[BEGIN]

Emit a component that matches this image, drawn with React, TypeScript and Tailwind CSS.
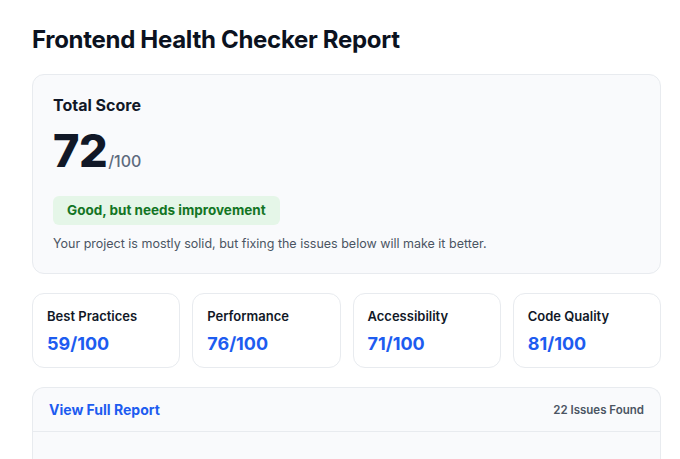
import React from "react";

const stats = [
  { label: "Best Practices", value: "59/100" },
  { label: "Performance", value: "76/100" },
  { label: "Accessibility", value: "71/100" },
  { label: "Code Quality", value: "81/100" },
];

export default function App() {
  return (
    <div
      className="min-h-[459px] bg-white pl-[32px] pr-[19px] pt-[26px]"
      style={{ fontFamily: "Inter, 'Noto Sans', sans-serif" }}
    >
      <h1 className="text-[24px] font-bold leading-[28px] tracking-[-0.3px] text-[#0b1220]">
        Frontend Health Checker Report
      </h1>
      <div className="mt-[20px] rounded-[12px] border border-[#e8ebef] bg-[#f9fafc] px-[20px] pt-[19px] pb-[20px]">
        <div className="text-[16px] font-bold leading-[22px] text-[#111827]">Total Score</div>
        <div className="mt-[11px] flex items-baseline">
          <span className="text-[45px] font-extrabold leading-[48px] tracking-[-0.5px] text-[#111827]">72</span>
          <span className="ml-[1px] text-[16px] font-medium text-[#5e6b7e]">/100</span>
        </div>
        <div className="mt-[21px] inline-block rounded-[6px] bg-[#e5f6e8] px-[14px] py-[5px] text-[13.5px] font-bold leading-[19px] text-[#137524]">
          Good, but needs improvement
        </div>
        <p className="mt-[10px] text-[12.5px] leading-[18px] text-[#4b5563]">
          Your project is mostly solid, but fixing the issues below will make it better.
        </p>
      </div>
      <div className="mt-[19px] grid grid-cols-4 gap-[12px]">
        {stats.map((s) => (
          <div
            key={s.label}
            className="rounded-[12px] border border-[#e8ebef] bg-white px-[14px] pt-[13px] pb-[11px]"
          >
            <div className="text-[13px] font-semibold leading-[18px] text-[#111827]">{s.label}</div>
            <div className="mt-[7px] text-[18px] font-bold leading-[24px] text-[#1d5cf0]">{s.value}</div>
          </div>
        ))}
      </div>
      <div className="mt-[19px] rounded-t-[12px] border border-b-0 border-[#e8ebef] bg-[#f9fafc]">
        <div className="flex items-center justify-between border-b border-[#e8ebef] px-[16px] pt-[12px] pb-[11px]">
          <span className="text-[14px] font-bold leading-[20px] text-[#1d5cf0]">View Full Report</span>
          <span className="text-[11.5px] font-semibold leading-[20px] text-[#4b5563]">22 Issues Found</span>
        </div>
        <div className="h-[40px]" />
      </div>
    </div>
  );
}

[END]

Extract every line that has the string "React" in it.

**Complete answer**
Emit a component that matches this image, drawn with React, TypeScript and Tailwind CSS.
import React from "react";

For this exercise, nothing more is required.